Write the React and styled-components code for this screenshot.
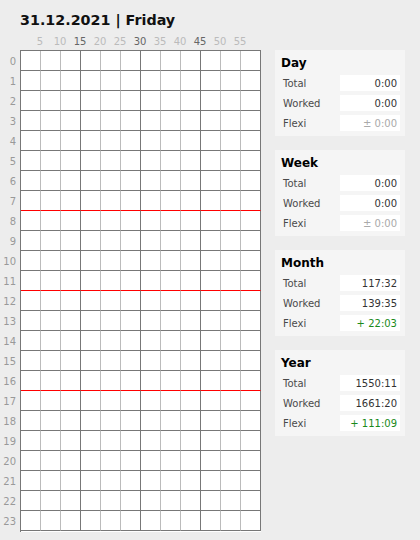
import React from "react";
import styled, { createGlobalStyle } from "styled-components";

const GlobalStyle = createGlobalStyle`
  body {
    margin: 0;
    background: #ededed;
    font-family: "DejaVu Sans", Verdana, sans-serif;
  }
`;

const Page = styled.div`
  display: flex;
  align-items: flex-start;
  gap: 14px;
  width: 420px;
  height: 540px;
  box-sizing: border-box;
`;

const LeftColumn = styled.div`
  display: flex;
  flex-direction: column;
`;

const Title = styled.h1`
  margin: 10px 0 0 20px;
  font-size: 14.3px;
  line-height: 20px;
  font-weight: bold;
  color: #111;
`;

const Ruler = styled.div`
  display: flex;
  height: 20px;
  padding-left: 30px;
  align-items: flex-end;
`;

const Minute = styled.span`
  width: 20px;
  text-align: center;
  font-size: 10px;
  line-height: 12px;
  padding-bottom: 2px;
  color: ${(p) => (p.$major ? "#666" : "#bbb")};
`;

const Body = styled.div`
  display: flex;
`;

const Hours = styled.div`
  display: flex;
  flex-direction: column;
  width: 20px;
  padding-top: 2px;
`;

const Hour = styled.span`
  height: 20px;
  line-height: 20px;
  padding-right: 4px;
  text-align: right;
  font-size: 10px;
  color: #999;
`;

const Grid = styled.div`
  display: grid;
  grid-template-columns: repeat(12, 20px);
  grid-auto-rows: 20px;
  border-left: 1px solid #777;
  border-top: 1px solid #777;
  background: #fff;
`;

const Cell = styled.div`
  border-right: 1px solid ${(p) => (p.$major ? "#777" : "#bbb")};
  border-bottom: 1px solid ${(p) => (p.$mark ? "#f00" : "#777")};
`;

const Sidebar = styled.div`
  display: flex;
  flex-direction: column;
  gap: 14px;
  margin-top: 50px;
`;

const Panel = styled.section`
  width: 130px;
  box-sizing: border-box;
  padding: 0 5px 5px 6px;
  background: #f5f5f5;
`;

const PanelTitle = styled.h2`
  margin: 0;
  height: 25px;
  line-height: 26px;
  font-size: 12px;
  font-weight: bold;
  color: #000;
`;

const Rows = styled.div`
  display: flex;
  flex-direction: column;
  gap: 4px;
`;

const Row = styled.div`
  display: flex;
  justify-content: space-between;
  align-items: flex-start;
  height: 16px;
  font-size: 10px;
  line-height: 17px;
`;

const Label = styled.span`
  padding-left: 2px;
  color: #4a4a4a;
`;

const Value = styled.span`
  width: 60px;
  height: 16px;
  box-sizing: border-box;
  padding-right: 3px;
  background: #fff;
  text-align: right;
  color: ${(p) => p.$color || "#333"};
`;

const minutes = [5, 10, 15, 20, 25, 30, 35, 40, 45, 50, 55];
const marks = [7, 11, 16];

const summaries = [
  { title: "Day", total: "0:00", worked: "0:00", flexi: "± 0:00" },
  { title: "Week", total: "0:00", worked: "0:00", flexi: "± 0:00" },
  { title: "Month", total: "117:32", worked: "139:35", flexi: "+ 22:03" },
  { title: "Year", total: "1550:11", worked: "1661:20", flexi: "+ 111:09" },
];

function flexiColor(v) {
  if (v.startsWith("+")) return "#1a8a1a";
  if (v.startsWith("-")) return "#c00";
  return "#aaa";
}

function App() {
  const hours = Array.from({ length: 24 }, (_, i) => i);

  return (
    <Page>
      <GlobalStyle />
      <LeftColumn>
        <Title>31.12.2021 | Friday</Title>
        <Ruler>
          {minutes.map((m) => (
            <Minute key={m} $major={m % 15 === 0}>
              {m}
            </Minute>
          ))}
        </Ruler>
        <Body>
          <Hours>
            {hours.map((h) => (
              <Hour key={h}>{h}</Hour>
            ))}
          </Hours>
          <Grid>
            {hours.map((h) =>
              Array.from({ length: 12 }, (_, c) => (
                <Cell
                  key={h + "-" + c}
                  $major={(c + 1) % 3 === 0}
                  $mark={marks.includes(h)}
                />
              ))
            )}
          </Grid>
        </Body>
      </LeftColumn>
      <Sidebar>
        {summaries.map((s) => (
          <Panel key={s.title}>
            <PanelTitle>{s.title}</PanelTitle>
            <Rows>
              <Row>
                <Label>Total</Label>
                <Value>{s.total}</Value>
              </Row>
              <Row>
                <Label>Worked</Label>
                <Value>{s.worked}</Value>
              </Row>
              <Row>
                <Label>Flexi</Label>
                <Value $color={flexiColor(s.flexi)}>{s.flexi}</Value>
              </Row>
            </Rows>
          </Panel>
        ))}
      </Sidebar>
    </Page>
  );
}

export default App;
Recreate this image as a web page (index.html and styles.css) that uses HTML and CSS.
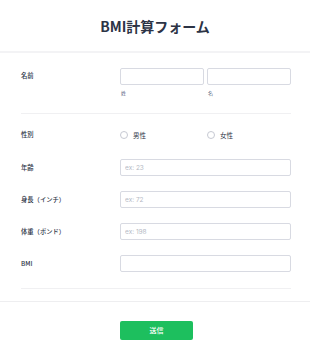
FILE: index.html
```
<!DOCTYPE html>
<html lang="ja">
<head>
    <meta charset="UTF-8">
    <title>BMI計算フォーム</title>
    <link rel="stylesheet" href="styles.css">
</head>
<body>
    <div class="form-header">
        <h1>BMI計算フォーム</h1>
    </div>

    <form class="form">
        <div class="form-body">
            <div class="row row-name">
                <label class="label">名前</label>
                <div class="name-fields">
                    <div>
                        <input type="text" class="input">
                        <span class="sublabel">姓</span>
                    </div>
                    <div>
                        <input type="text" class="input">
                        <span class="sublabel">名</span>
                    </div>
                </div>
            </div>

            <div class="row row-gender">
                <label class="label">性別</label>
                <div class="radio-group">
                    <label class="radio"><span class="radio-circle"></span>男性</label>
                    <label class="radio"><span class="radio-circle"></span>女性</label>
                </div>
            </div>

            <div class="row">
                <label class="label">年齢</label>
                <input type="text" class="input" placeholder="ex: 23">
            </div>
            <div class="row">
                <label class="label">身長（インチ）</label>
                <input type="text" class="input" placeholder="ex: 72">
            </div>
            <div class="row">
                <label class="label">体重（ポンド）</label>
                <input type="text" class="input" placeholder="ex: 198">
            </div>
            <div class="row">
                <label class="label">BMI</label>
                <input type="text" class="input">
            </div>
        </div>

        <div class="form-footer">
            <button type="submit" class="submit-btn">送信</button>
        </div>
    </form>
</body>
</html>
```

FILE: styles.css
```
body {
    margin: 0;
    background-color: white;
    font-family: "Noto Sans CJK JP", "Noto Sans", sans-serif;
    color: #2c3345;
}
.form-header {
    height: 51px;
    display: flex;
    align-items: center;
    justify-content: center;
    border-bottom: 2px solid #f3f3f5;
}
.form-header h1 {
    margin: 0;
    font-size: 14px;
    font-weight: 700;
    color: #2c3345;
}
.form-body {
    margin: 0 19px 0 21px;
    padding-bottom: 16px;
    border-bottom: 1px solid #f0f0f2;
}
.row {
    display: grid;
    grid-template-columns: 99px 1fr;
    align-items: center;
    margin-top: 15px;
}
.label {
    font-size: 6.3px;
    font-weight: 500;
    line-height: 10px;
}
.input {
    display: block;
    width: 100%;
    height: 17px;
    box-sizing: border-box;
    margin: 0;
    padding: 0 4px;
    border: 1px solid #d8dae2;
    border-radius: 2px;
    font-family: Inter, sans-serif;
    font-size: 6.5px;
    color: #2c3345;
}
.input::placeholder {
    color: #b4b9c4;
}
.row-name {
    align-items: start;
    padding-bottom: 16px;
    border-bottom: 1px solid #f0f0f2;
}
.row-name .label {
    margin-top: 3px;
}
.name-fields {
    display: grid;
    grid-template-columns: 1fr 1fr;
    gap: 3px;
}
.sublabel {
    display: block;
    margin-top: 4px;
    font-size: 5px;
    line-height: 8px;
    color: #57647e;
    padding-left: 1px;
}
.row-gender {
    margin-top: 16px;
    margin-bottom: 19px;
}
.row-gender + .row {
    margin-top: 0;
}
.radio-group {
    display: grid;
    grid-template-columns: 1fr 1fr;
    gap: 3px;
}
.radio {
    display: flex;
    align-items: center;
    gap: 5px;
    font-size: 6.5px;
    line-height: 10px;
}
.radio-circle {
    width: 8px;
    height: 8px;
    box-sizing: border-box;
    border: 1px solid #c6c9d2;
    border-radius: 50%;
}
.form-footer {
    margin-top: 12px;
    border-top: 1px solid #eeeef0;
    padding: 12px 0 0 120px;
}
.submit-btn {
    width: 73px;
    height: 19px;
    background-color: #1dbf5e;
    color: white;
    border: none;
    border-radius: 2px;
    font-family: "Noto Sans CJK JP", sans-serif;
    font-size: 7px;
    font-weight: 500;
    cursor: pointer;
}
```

==================================================

#### AIM OF THE TASK:
Copy each line above containing the string "this".

#### COMPLETED TASK:
Write the React and styled-components code for this screenshot.
Recreate this image as a web page (index.html and styles.css) that uses HTML and CSS.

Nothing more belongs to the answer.